Decidí ver esta tercera parte de El Hobbit solo porque todo mi círculo cercano me comentó que era la mejor de las tres, es decir, que no era tan pésima como las dos anteriores. Pero mucho me temo que solo he visto que supera a la segunda, truño donde los haya.
Y no dice mucho de esta entrega que solo supere a la anterior por varias escenas sueltas que, la verdad sea dicha, molan un montón. La primera que me sorprendió fue una protagonizada por Galadriel y los Nazgûl que en el libro de Tolkien ni aparece, pero que le daba un toque oscuro mientras se nos mostraban las dotes para la batalla. También hay una escena interesante en uno de los enfrentamientos entre los elfos y los enanos. Pero las carencias de contenido hacen que el continente se vea inmenso para un producto tan pequeño. Recordemos que el libro de Tolkien es un librito de aventuras de no más de 300 páginas.

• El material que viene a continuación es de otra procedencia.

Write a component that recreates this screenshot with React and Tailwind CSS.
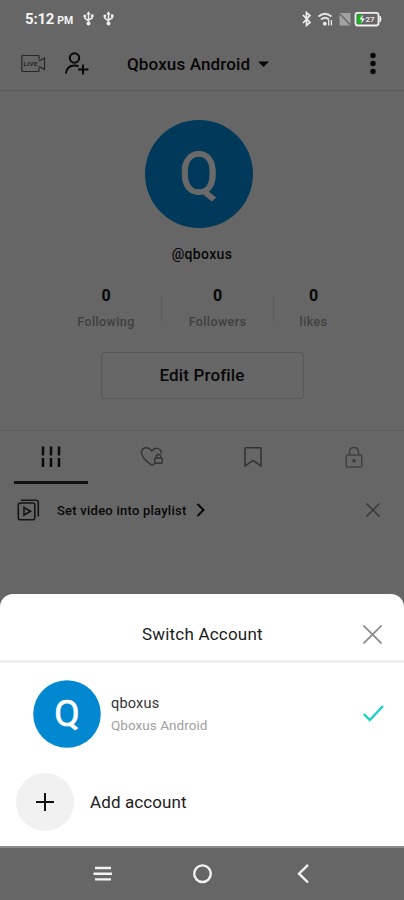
import React from "react";

function Usb() {
  return (
    <svg width="11" height="16" viewBox="0 0 11 16" fill="none" stroke="#ececec" strokeWidth="1.5">
      <path d="M5.5 2v11M1.8 5v2.2L5.5 9.8M9.2 5v2L5.5 9" />
      <path d="M5.5 .3l2.2 3.200h-4.400z" fill="#ececec" stroke="none" />
      <circle cx="1.8" cy="5" r="1.5" fill="#ececec" stroke="none" />
      <rect x="7.9" y="3.4" width="2.700" height="2.700" fill="#ececec" stroke="none" />
      <circle cx="5.5" cy="12.500" r="2" fill="#ececec" stroke="none" />
    </svg>
  );
}

function StatusBar() {
  return (
    <div className="flex h-[38px] items-center pl-[25px] pr-[21px] text-[#f5f5f5]">
      <span className="w-[58px] whitespace-nowrap pt-px text-[15px] font-bold leading-none tracking-[-0.2px]">
        5:12<span className="ml-[3px] text-[10.5px] tracking-normal">PM</span>
      </span>
      <div className="flex gap-[9px]">
        <Usb />
        <Usb />
      </div>
      <svg className="ml-auto" width="82" height="18" viewBox="0 0 82 18" fill="none">
        <path d="M2 5l7 7.500L5.500 15.500v-13L9 5.500 2 13" stroke="#eee" strokeWidth="1.700" />
        <g stroke="#e5e5e5" strokeWidth="1.700">
          <path d="M17.500 6.500q6.500-5.500 13 0M20 9.500q4-3.500 8 0" />
          <path d="M27.700 10v5.500M30.400 10v5.500" strokeWidth="1.300" />
        </g>
        <circle cx="23.800" cy="13.700" r="1.900" fill="#eee" />
        <path d="M38.500 3h11v12.500h-11z" fill="#a2a2a2" />
        <path d="M38.500 3.500l11 11.500" stroke="#666" strokeWidth="1.400" />
        <rect x="54.500" y="2.800" width="23" height="12.700" rx="2.200" stroke="#f0f0f0" strokeWidth="1.800" />
        <path d="M79 6q2.200 3 0 6z" fill="#f0f0f0" stroke="#f0f0f0" />
        <path d="M56.200 4.500h4.300v9.300h-4.300z" fill="#13b51b" />
        <path d="M61.700 4.700l-3.200 4.800H61l-.7 4 3.500-5h-2.500z" fill="#fff" />
        <text x="64.500" y="12" fontSize="8" fontWeight="700" fill="#e2e2e2" fontFamily="Roboto, sans-serif">27</text>
      </svg>
    </div>
  );
}

function Header() {
  return (
    <div className="flex h-[53px] items-center border-b border-[#5a5a5a] pl-[21px] pr-[28px]">
      <svg width="25" height="18" viewBox="0 0 25 18" fill="none" stroke="#272727" strokeWidth="1.200">
        <path d="M18 4.500V1.500q0-1-1-1H2q-1.200 0-1.200 1v14q0 1 1.200 1h15q1 0 1-1v-3" />
        <path d="M18 6l5.500-3v11.500L18 11.500" />
        <text x="2.500" y="11" fontSize="6.200" fontWeight="700" textLength="14" fill="#222" stroke="none" fontFamily="Roboto, sans-serif">LIVE</text>
      </svg>
      <svg className="ml-[18px]" width="26" height="24" viewBox="0 0 26 24" fill="none" stroke="#080808" strokeWidth="2">
        <circle cx="10.500" cy="6" r="4.700" />
        <path d="M1.800 21.500q1.200-8 8.700-8 2.500 0 4 1M19 12.500v10M14 17.500h10.500" />
      </svg>
      <span className="ml-[37px] w-[124px] whitespace-nowrap pt-[2px] text-[17px] font-medium tracking-[0.14px] text-[#060606]">Qboxus Android</span>
      <svg className="ml-[7px]" width="11" height="7" viewBox="0 0 11 7"><path d="M0 .5h11L5.500 6z" fill="#080808" /></svg>
      <svg className="ml-auto" width="6" height="24" viewBox="0 0 6 24" fill="#080808">
        <circle cx="3" cy="3.500" r="2.700" /><circle cx="3" cy="11.500" r="2.700" /><circle cx="3" cy="19.500" r="2.700" />
      </svg>
    </div>
  );
}

function Stat({ label, className }) {
  return (
    <div className={"flex flex-col items-center " + className}>
      <span className="text-[16px] font-bold leading-[20px] text-[#080808]">0</span>
      <span className="mt-[7px] whitespace-nowrap text-[12.500px] font-medium leading-[18px] tracking-[0.4px] text-[#404040]">{label}</span>
    </div>
  );
}

function Profile() {
  return (
    <div className="flex h-[340px] flex-col items-center border-b border-[#5d5d5d] pt-[29px]">
      <div className="mr-[6px] flex size-[108px] items-center justify-center rounded-full bg-[#00395a]">
        <svg width="108" height="108" viewBox="0 0 108 108">
          <text x="54" y="73.500" textAnchor="middle" fontSize="60" fontWeight="400" fill="#6a6a6a" stroke="#6a6a6a" strokeWidth="0.800" textLength="40" lengthAdjust="spacingAndGlyphs" fontFamily="Roboto, sans-serif">Q</text>
        </svg>
      </div>
      <div className="mt-[16px] text-[14px] font-medium leading-[20px] tracking-[0.35px] text-[#080808]">@qboxus</div>
      <div className="mt-[22px] flex w-full pl-[51px]">
        <Stat label="Following" className="w-[110px]" />
        <div className="mt-[9px] h-[28px] w-px bg-[#5c5c5c]" />
        <Stat label="Followers" className="w-[111px]" />
        <div className="mt-[9px] h-[28px] w-px bg-[#5c5c5c]" />
        <Stat label="likes" className="w-[79px]" />
      </div>
      <div className="mt-[21px] flex h-[47px] w-[203px] items-center justify-center rounded-[3px] border border-[#575757] pt-px text-[17px] font-medium tracking-[0.15px] text-[#080808]">
        Edit Profile
      </div>
    </div>
  );
}

function Tabs() {
  return (
    <div className="grid h-[53px] grid-cols-4 pt-[14px]">
      <div className="flex flex-col items-center">
        <svg width="22" height="24" viewBox="0 0 22 24" stroke="#0b0b0b" strokeWidth="2.500">
          <path d="M3 1.500v9M11 1.500v9M19 1.500v9M3 13v9M11 13v9M19 13v9" />
        </svg>
        <div className="mt-auto h-[3px] w-[74px] bg-[#111]" />
      </div>
      <div className="flex justify-center pt-px">
        <svg width="24" height="22" viewBox="0 0 24 22" fill="none" stroke="#333" strokeWidth="1.400">
          <path d="M12 19.500Q1 11.500 1.500 6.500C2 .5 9 .5 11.800 5 15 .5 21 1.500 21.500 7.500M12 19.500l3-2" />
          <rect x="14.700" y="12" width="7.600" height="5.300" rx="1" />
          <path d="M16.200 12v-1.500q0-2 2.300-2t2.300 2V12" />
        </svg>
      </div>
      <div className="flex justify-center pt-[2px]">
        <svg width="18" height="20" viewBox="0 0 18 20" fill="none" stroke="#323232" strokeWidth="1.500">
          <path d="M1 1.500q0-.7.700-.7h14.600q.7 0 .7.700v17.500L9 13.300 1 19z" />
        </svg>
      </div>
      <div className="flex justify-center pt-px">
        <svg width="18" height="23" viewBox="0 0 18 23" fill="none" stroke="#404040" strokeWidth="1.500">
          <rect x="1.200" y="9" width="15.600" height="12" rx="1.500" />
          <path d="M4.500 9V6q0-4.500 4.500-4.500T13.500 6v3" />
          <circle cx="9" cy="14.800" r="1.700" fill="#383838" stroke="none" />
        </svg>
      </div>
    </div>
  );
}

function PlaylistRow() {
  return (
    <div className="flex h-[52px] items-center pl-[17px] pr-[24px]">
      <svg width="24" height="22" viewBox="0 0 24 22" fill="none" stroke="#151515" strokeWidth="1.600">
        <rect x="1.300" y="4" width="16.500" height="16.700" rx="2" />
        <path d="M4 1.200h15q2.300 0 2.300 2.300v14" />
        <path d="M7 8.500v7.500l6.500-3.700z" />
      </svg>
      <span className="ml-[16px] w-[131px] whitespace-nowrap pt-px text-[13px] font-medium tracking-[0.24px] text-[#080808]">Set video into playlist</span>
      <svg className="ml-[8px]" width="10" height="14" viewBox="0 0 10 14" fill="none" stroke="#080808" strokeWidth="2"><path d="M1.500 1l6 6-6 6" /></svg>
      <svg className="ml-auto" width="14" height="14" viewBox="0 0 14 14" stroke="#343434" strokeWidth="1.400"><path d="M.5.5l13 13M13.500.5l-13 13" /></svg>
    </div>
  );
}

function AccountSheet() {
  return (
    <div className="mt-auto flex h-[252px] shrink-0 flex-col rounded-t-[13px] bg-white">
      <div className="flex h-[69px] items-center border-b-[3px] border-[#f0f0f0] pl-[142px] pr-[22px] pt-[15px]">
        <span className="whitespace-nowrap pt-px text-[17px] tracking-[0.2px] text-[#1b1b1b]">Switch Account</span>
        <svg className="ml-auto" width="19" height="19" viewBox="0 0 19 19" stroke="#888" strokeWidth="1.600"><path d="M.5.5l18 18M18.500.5l-18 18" /></svg>
      </div>
      <div className="flex h-[101px] items-center pl-[33px] pr-[20px]">
        <svg width="68" height="68" viewBox="0 0 68 68">
          <circle cx="34" cy="34" r="33.800" fill="#0288d1" />
          <text x="34" y="46" textAnchor="middle" fontSize="37" fontWeight="400" fill="#fff" stroke="#fff" strokeWidth="0.700" fontFamily="Roboto, sans-serif">Q</text>
        </svg>
        <div className="ml-[10px] flex flex-col pt-px">
          <span className="text-[14.500px] leading-[20px] tracking-[0.2px] text-[#333]">qboxus</span>
          <span className="mt-px whitespace-nowrap text-[13.500px] leading-[20px] tracking-[0.05px] text-[#a0a0a0]">Qboxus Android</span>
        </div>
        <svg className="ml-auto" width="21" height="17" viewBox="0 0 21 17" fill="none" stroke="#18d0c4" strokeWidth="2.300"><path d="M.8 9l6 6L20 1" /></svg>
      </div>
      <div className="flex h-[76px] items-center pl-[16px]">
        <div className="flex size-[58px] items-center justify-center rounded-full bg-[#f1f1f1]">
          <svg width="18" height="18" viewBox="0 0 18 18" stroke="#111" strokeWidth="2"><path d="M9 0v18M0 9h18" /></svg>
        </div>
        <span className="ml-[16px] pt-px text-[17px] tracking-[0.1px] text-[#202020]">Add account</span>
      </div>
    </div>
  );
}

function NavBar() {
  return (
    <div className="flex h-[54px] shrink-0 items-center justify-center border-t-2 border-[#8c8c8c]">
      <svg width="220" height="20" viewBox="0 0 220 20" fill="none" stroke="#f2f2f2" strokeWidth="2.400">
        <path d="M3 4h16M1.500 9.700h18.500M3 15.400h16" />
        <circle cx="110.500" cy="9.700" r="8.300" />
        <path d="M216 .9L207 9.700l9 8.800" />
      </svg>
    </div>
  );
}

export default function App() {
  return (
    <div className="flex h-[900px] w-[404px] flex-col overflow-hidden bg-[#666] font-['Roboto',sans-serif]">
      <StatusBar />
      <Header />
      <Profile />
      <Tabs />
      <PlaylistRow />
      <AccountSheet />
      <NavBar />
    </div>
  );
}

¿Debemos agradecer el no tener imágenes tan vergonzosas para una película de un presupuesto tan elevado como la de los barriles en La desolación de Smaug? Yo creo que no. Igual que no es justo liquidar a Smaug tras cinco minutos de película. Smaug se merecía algo más que esto. De todos modos, los fallos de ritmo han hecho que en lugar de disfrutar, me fijase más en cuándo Legolas llevaba o no las lentillas puestas (sí, esas que hacen que a veces sus ojos tengan su color natural y en otras escenas parezca que su iris es blanco), en lo cutre que se ven ciertos CGI de los orcos o en lo inútil que es convencer al público que la Kate de Lost se enamore de un enano, eso sí, que no se parece al resto de los enanos, sino que es más bien un humano bajito.
Yay & Nay
Lo mejor: el cartel de la Comic-Con y la escena comentada de Galadriel.
Lo peor: preguntarse, durante tres años, «Peter, ¿por qué tres películas?».